** Task objective **
Which lines hold the word "React"? Copy each one.

** Input **

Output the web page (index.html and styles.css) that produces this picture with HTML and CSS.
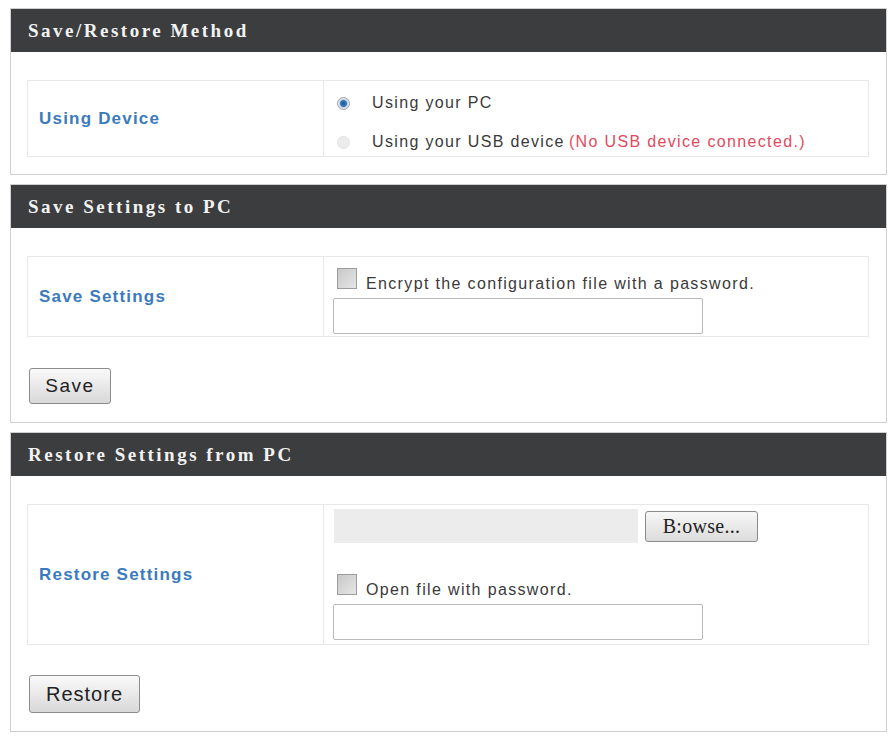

* * *

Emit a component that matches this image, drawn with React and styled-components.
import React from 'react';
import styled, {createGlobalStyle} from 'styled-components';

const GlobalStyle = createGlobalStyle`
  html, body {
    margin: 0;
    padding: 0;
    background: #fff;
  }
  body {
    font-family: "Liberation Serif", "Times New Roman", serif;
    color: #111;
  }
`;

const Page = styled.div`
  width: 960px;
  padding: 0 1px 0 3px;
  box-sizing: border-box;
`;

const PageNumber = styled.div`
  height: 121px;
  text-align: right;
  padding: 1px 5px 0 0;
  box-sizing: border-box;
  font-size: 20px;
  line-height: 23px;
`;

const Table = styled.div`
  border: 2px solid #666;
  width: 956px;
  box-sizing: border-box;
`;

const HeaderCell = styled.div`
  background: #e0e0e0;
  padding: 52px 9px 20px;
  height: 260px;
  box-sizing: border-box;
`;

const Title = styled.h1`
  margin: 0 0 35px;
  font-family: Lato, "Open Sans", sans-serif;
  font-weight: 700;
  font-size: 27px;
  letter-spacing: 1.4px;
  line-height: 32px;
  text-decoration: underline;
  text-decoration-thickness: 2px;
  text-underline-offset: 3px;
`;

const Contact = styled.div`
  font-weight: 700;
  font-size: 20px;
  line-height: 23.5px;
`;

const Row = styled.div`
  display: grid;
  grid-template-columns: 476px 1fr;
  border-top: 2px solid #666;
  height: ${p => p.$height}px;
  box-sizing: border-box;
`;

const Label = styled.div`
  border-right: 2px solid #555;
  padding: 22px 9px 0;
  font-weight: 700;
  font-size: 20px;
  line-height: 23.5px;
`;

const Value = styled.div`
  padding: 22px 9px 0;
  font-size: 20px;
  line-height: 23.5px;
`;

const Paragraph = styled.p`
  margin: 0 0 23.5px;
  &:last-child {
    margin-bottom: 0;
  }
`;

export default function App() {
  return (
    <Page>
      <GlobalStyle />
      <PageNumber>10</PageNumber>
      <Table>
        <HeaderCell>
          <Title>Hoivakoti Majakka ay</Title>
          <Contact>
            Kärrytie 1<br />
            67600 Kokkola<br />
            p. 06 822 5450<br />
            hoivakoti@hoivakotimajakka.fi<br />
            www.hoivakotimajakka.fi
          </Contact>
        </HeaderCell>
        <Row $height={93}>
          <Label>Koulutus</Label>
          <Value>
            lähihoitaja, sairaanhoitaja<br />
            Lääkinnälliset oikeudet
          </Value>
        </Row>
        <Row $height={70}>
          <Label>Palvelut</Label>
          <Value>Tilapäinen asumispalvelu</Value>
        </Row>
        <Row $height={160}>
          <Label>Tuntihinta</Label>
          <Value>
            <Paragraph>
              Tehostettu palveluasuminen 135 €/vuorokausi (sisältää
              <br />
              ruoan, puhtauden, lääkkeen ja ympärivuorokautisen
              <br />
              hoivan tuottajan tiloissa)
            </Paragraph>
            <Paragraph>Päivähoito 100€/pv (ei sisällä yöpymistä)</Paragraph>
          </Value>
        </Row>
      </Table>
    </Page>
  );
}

* * *

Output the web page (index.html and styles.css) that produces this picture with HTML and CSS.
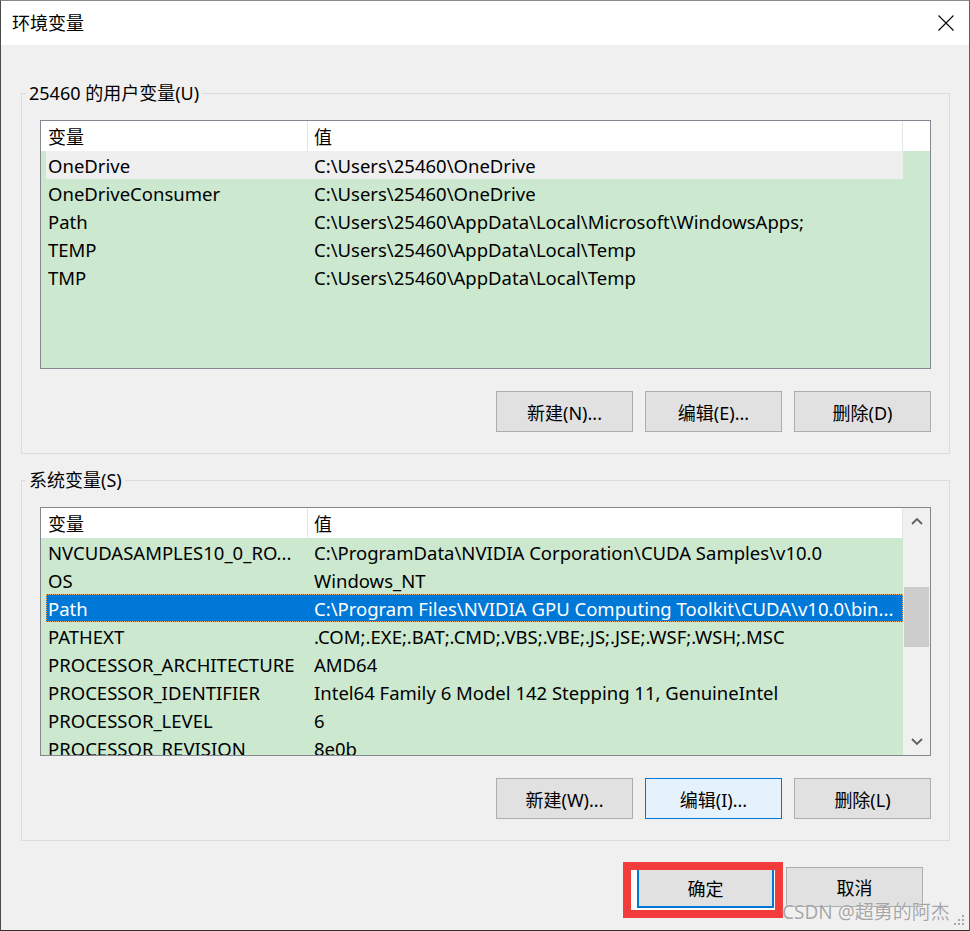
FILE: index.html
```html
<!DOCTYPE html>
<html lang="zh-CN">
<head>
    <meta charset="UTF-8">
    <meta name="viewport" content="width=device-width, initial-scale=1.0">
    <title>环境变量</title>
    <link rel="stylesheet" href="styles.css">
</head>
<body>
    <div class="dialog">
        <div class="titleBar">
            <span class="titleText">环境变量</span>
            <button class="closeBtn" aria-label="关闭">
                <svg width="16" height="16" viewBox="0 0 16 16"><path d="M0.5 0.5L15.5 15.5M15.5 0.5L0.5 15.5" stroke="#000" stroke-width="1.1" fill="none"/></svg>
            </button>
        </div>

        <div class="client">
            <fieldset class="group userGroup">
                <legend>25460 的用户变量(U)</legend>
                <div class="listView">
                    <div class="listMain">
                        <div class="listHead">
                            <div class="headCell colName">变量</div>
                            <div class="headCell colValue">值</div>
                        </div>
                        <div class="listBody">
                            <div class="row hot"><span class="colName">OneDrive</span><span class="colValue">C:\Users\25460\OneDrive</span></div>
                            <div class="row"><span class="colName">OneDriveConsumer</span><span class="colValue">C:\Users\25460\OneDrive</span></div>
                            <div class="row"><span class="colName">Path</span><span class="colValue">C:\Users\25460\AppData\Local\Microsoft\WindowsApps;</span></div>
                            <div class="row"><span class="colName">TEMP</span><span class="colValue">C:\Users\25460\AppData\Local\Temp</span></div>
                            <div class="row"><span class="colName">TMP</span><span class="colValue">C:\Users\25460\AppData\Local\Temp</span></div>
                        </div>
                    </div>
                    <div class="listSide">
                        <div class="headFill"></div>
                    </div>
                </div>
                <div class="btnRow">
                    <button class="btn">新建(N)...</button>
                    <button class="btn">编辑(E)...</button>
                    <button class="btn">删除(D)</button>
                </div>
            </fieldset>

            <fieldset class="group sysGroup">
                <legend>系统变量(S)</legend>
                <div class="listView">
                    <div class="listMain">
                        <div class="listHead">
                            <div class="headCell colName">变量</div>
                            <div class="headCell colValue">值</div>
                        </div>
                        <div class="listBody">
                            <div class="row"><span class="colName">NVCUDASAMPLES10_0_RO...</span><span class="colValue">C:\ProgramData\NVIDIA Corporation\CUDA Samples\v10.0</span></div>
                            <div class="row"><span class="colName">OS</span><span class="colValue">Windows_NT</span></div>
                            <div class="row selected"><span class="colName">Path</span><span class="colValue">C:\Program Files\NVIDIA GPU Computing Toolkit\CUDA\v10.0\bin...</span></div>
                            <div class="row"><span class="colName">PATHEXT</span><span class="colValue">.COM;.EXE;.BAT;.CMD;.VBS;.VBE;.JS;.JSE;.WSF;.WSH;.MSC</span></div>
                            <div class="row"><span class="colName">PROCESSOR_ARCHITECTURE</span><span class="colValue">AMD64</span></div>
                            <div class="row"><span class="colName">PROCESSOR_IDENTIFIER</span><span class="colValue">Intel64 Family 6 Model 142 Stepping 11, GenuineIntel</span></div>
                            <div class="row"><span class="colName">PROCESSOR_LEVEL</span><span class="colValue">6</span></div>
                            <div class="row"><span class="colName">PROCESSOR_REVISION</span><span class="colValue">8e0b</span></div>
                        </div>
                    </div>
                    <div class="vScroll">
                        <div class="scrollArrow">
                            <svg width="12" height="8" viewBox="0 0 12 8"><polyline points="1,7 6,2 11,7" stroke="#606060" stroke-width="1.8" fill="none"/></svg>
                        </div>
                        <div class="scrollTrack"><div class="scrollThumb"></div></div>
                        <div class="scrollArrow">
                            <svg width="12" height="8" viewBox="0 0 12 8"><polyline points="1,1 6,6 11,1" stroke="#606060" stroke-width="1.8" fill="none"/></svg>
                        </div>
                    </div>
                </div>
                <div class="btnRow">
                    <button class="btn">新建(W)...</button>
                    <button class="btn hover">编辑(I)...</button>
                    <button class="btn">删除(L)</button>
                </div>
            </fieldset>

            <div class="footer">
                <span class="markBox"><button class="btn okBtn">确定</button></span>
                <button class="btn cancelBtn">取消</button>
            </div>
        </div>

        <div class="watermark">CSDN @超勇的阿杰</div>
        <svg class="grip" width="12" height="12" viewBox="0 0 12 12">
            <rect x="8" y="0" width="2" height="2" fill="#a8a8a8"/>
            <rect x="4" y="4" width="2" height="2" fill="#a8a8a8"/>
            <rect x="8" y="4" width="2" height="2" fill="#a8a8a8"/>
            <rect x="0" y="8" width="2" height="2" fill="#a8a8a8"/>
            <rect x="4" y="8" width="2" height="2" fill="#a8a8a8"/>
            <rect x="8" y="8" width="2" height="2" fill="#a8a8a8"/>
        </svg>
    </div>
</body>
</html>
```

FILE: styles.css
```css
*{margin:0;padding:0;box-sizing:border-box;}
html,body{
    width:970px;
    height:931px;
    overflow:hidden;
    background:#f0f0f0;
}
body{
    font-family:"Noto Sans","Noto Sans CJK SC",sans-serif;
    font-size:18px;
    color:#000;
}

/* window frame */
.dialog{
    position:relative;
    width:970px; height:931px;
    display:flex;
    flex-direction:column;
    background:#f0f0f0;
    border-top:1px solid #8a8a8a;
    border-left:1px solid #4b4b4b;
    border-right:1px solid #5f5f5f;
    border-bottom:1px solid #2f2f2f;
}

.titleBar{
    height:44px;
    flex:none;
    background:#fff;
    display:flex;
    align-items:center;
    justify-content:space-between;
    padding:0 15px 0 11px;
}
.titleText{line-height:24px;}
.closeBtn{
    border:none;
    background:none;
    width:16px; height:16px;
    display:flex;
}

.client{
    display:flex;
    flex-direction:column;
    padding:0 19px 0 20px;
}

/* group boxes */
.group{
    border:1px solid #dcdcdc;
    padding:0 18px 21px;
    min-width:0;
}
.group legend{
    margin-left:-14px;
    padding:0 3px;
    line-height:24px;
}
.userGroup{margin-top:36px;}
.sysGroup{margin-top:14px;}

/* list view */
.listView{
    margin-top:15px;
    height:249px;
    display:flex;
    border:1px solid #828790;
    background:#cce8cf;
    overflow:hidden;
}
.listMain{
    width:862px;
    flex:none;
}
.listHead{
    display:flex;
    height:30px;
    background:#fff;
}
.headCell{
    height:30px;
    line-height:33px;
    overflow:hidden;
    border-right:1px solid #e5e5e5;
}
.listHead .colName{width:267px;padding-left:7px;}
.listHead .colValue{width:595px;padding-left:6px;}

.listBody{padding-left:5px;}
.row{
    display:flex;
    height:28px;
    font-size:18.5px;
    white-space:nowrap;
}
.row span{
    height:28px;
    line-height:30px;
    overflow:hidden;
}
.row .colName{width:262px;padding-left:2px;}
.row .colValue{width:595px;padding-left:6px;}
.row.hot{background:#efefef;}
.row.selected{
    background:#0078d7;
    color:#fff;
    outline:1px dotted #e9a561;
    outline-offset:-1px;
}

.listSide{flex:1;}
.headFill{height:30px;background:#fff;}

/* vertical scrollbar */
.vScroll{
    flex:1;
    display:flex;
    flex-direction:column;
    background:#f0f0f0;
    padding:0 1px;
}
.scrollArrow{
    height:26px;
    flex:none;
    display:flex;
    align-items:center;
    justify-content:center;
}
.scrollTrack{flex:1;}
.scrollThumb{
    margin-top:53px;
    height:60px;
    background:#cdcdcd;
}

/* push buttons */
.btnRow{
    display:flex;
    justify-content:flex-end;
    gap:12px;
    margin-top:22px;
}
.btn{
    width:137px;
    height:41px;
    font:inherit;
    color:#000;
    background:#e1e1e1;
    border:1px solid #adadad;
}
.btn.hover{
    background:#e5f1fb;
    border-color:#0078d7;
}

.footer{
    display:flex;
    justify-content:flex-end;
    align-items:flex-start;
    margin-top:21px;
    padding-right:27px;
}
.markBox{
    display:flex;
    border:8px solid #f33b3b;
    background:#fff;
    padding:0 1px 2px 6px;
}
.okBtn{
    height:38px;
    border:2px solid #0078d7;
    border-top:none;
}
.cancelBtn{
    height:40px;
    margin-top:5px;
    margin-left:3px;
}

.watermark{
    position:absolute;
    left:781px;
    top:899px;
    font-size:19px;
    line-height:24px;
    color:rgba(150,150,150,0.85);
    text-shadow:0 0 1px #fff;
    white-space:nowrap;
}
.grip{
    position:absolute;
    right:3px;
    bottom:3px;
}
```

** Output below **
Emit a component that matches this image, drawn with React and styled-components.
import React from 'react';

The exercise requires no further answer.